→ **Information provided**:
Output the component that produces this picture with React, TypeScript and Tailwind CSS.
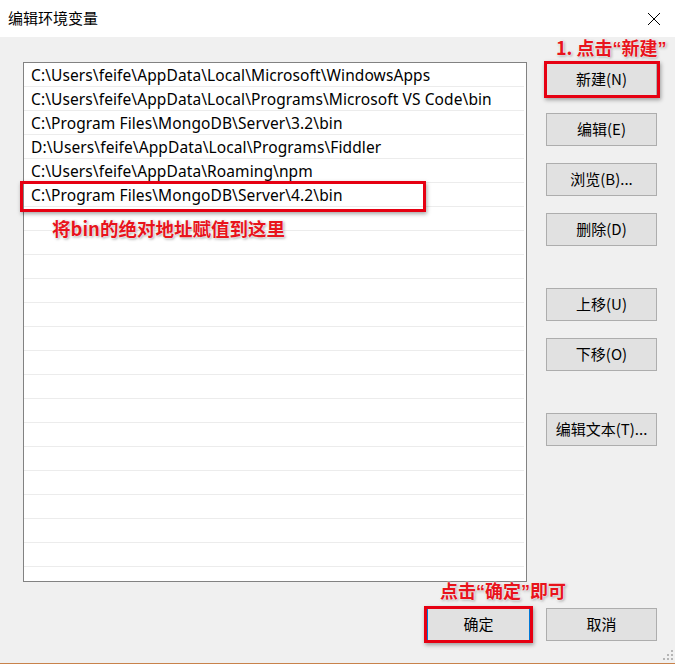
import React from 'react';

const paths = [
    'C:\\Users\\feife\\AppData\\Local\\Microsoft\\WindowsApps',
    'C:\\Users\\feife\\AppData\\Local\\Programs\\Microsoft VS Code\\bin',
    'C:\\Program Files\\MongoDB\\Server\\3.2\\bin',
    'D:\\Users\\feife\\AppData\\Local\\Programs\\Fiddler',
    'C:\\Users\\feife\\AppData\\Roaming\\npm',
    'C:\\Program Files\\MongoDB\\Server\\4.2\\bin',
];

const rows = [...paths, ...Array(15).fill('')];

const ui = { fontFamily: '"Noto Sans", "Noto Sans CJK SC", sans-serif' };
const cjk = { fontFamily: '"Noto Sans CJK SC", "Noto Sans", sans-serif' };
const latin = { fontFamily: '"Liberation Sans", sans-serif' };

const note = "absolute font-bold text-[#e8141c] leading-none whitespace-nowrap [text-shadow:0_0_2px_#fff,0_0_2px_#fff,1px_1px_3px_#888]";
const redBox = "absolute border-[3px] border-[#e60012] shadow-[1px_2px_4px_rgba(0,0,0,0.35)] pointer-events-none";

const Btn = ({ label, className = 'w-[111px] border-[#adadad]' }: { label: string; className?: string }) => (
    <div
        className={`h-[33px] flex items-center justify-center bg-[#e1e1e1] border text-[15px] text-black ${className}`}
        style={cjk}
    >
        {label}
    </div>
);

// quotes in the CJK font are full width, the screenshot has narrow ones
const Q = ({ c }: { c: string }) => <span style={latin}>{c}</span>;

const App: React.FC = () => {
    return (
        <div className="relative w-[675px] h-[664px] bg-[#f0f0f0] border-b border-[#c8824a] overflow-hidden">
            {/* title bar */}
            <div className="h-[37px] bg-white flex items-center justify-between pl-2 pr-[14px]">
                <span className="text-[15px] text-black" style={cjk}>编辑环境变量</span>
                <svg width="14" height="14" viewBox="0 0 14 14" className="text-black">
                    <path d="M1 1L13 13M13 1L1 13" stroke="currentColor" strokeWidth="1" />
                </svg>
            </div>

            <div className="flex pt-[25px]">
                {/* list */}
                <div className="ml-[23px] w-[504px] h-[520px] bg-white border border-[#828282] pr-[2px] overflow-hidden">
                    {rows.map((p, i) => (
                        <div
                            key={i}
                            className="h-6 border-b border-[#ececec] pl-[7px] pt-[2px] flex items-center text-[15.5px] tracking-[0.1px] text-black whitespace-nowrap"
                            style={ui}
                        >
                            {p}
                        </div>
                    ))}
                </div>

                {/* side buttons */}
                <div className="ml-[19px] flex flex-col pt-px gap-[17px]">
                    <Btn label="新建(N)" />
                    <Btn label="编辑(E)" />
                    <Btn label="浏览(B)..." />
                    <Btn label="删除(D)" />
                    <div className="h-[8px]" />
                    <Btn label="上移(U)" />
                    <Btn label="下移(O)" />
                    <div className="h-[8px]" />
                    <Btn label="编辑文本(T)..." />
                </div>
            </div>

            {/* bottom buttons */}
            <div className="flex justify-end gap-[16px] pr-[18px] pt-[26px]">
                <Btn label="确定" className="w-[103px] border-[#0078d7]" />
                <Btn label="取消" />
            </div>

            {/* resize grip */}
            <svg width="10" height="10" viewBox="0 0 10 10" className="absolute right-[2px] bottom-[3px]">
                {[[8, 0], [8, 4], [4, 4], [8, 8], [4, 8], [0, 8]].map(([x, y], i) => (
                    <rect key={i} x={x} y={y} width="2" height="2" fill="#b5b5b5" />
                ))}
            </svg>

            {/* annotations */}
            <div className={`${redBox} left-[20px] top-[181px] w-[406px] h-[31px]`} />
            <div className={`${redBox} left-[544px] top-[61px] w-[116px] h-[37px]`} />
            <div className={`${redBox} left-[424px] top-[606px] w-[109px] h-[37px]`} />

            <span className={`${note} left-[556px] top-[38px] text-[18px]`} style={cjk}>
                1. 点击<Q c="“" />新建<Q c="”" />
            </span>
            <span className={`${note} left-[52px] top-[219px] text-[18.5px]`} style={cjk}>将bin的绝对地址赋值到这里</span>
            <span className={`${note} left-[440px] top-[581px] text-[18px]`} style={cjk}>
                点击<Q c="“" />确定<Q c="”" />即可
            </span>
        </div>
    );
};

export default App;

→ **To do**: Print the complete listing exactly, apart from any pictures.

→ **Answer for this exercise**:
Output the component that produces this picture with React, TypeScript and Tailwind CSS.
import React from 'react';

const paths = [
    'C:\\Users\\feife\\AppData\\Local\\Microsoft\\WindowsApps',
    'C:\\Users\\feife\\AppData\\Local\\Programs\\Microsoft VS Code\\bin',
    'C:\\Program Files\\MongoDB\\Server\\3.2\\bin',
    'D:\\Users\\feife\\AppData\\Local\\Programs\\Fiddler',
    'C:\\Users\\feife\\AppData\\Roaming\\npm',
    'C:\\Program Files\\MongoDB\\Server\\4.2\\bin',
];

const rows = [...paths, ...Array(15).fill('')];

const ui = { fontFamily: '"Noto Sans", "Noto Sans CJK SC", sans-serif' };
const cjk = { fontFamily: '"Noto Sans CJK SC", "Noto Sans", sans-serif' };
const latin = { fontFamily: '"Liberation Sans", sans-serif' };

const note = "absolute font-bold text-[#e8141c] leading-none whitespace-nowrap [text-shadow:0_0_2px_#fff,0_0_2px_#fff,1px_1px_3px_#888]";
const redBox = "absolute border-[3px] border-[#e60012] shadow-[1px_2px_4px_rgba(0,0,0,0.35)] pointer-events-none";

const Btn = ({ label, className = 'w-[111px] border-[#adadad]' }: { label: string; className?: string }) => (
    <div
        className={`h-[33px] flex items-center justify-center bg-[#e1e1e1] border text-[15px] text-black ${className}`}
        style={cjk}
    >
        {label}
    </div>
);

// quotes in the CJK font are full width, the screenshot has narrow ones
const Q = ({ c }: { c: string }) => <span style={latin}>{c}</span>;

const App: React.FC = () => {
    return (
        <div className="relative w-[675px] h-[664px] bg-[#f0f0f0] border-b border-[#c8824a] overflow-hidden">
            {/* title bar */}
            <div className="h-[37px] bg-white flex items-center justify-between pl-2 pr-[14px]">
                <span className="text-[15px] text-black" style={cjk}>编辑环境变量</span>
                <svg width="14" height="14" viewBox="0 0 14 14" className="text-black">
                    <path d="M1 1L13 13M13 1L1 13" stroke="currentColor" strokeWidth="1" />
                </svg>
            </div>

            <div className="flex pt-[25px]">
                {/* list */}
                <div className="ml-[23px] w-[504px] h-[520px] bg-white border border-[#828282] pr-[2px] overflow-hidden">
                    {rows.map((p, i) => (
                        <div
                            key={i}
                            className="h-6 border-b border-[#ececec] pl-[7px] pt-[2px] flex items-center text-[15.5px] tracking-[0.1px] text-black whitespace-nowrap"
                            style={ui}
                        >
                            {p}
                        </div>
                    ))}
                </div>

                {/* side buttons */}
                <div className="ml-[19px] flex flex-col pt-px gap-[17px]">
                    <Btn label="新建(N)" />
                    <Btn label="编辑(E)" />
                    <Btn label="浏览(B)..." />
                    <Btn label="删除(D)" />
                    <div className="h-[8px]" />
                    <Btn label="上移(U)" />
                    <Btn label="下移(O)" />
                    <div className="h-[8px]" />
                    <Btn label="编辑文本(T)..." />
                </div>
            </div>

            {/* bottom buttons */}
            <div className="flex justify-end gap-[16px] pr-[18px] pt-[26px]">
                <Btn label="确定" className="w-[103px] border-[#0078d7]" />
                <Btn label="取消" />
            </div>

            {/* resize grip */}
            <svg width="10" height="10" viewBox="0 0 10 10" className="absolute right-[2px] bottom-[3px]">
                {[[8, 0], [8, 4], [4, 4], [8, 8], [4, 8], [0, 8]].map(([x, y], i) => (
                    <rect key={i} x={x} y={y} width="2" height="2" fill="#b5b5b5" />
                ))}
            </svg>

            {/* annotations */}
            <div className={`${redBox} left-[20px] top-[181px] w-[406px] h-[31px]`} />
            <div className={`${redBox} left-[544px] top-[61px] w-[116px] h-[37px]`} />
            <div className={`${redBox} left-[424px] top-[606px] w-[109px] h-[37px]`} />

            <span className={`${note} left-[556px] top-[38px] text-[18px]`} style={cjk}>
                1. 点击<Q c="“" />新建<Q c="”" />
            </span>
            <span className={`${note} left-[52px] top-[219px] text-[18.5px]`} style={cjk}>将bin的绝对地址赋值到这里</span>
            <span className={`${note} left-[440px] top-[581px] text-[18px]`} style={cjk}>
                点击<Q c="“" />确定<Q c="”" />即可
            </span>
        </div>
    );
};

export default App;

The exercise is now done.